OBJECTIVE
Search the data for the word "styled". Reproduce every line where it is found.
□ □ □ □
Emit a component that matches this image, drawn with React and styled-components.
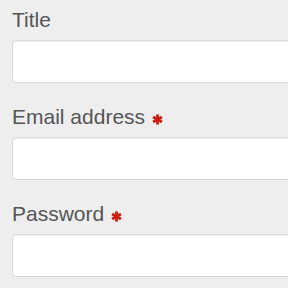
import React from "react";
import styled, { createGlobalStyle } from "styled-components";

const Global = createGlobalStyle`
  html, body {
    margin: 0;
    padding: 0;
    background: #eeeeee;
  }
  * { box-sizing: border-box; }
`;

const Form = styled.form`
  padding: 8px 0 0 12px;
  font-family: "Liberation Sans", Arial, Helvetica, sans-serif;
  width: 100%;
  overflow: hidden;
`;

const Field = styled.div`
  margin-bottom: 22px;
`;

const Label = styled.label`
  display: flex;
  align-items: center;
  height: 24px;
  line-height: 24px;
  font-size: 21px;
  color: #555555;
  margin-bottom: 8px;
`;

const Required = styled.span`
  display: inline-flex;
  margin-left: 7px;
  margin-top: 4px;
  color: #cc1f10;
`;

const Input = styled.input`
  display: block;
  width: calc(100% + 20px);
  height: 43px;
  border: 1px solid #d9d9d9;
  border-radius: 4px;
  background: #ffffff;
  box-shadow: inset 0 1px 1px rgba(0, 0, 0, 0.06);
  outline: none;
  font-family: inherit;
  font-size: 16px;
  padding: 0 10px;
`;

function Star() {
  return (
    <Required>
      <svg width="11" height="11" viewBox="0 0 12 12" aria-hidden="true">
        <g stroke="currentColor" strokeWidth="3.1" strokeLinecap="butt">
          <line x1="6" y1="0.5" x2="6" y2="11.5" />
          <line x1="1.2" y1="3.2" x2="10.8" y2="8.8" />
          <line x1="1.2" y1="8.8" x2="10.8" y2="3.2" />
        </g>
      </svg>
    </Required>
  );
}

export default function App() {
  return (
    <>
      <Global />
      <Form>
        <Field>
          <Label>Title</Label>
          <Input type="text" />
        </Field>
        <Field>
          <Label>
            Email address
            <Star />
          </Label>
          <Input type="email" />
        </Field>
        <Field>
          <Label>
            Password
            <Star />
          </Label>
          <Input type="password" />
        </Field>
      </Form>
    </>
  );
}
□ □ □ □
FINAL ANSWER
Emit a component that matches this image, drawn with React and styled-components.
import styled, { createGlobalStyle } from "styled-components";
const Form = styled.form`
const Field = styled.div`
const Label = styled.label`
const Required = styled.span`
const Input = styled.input`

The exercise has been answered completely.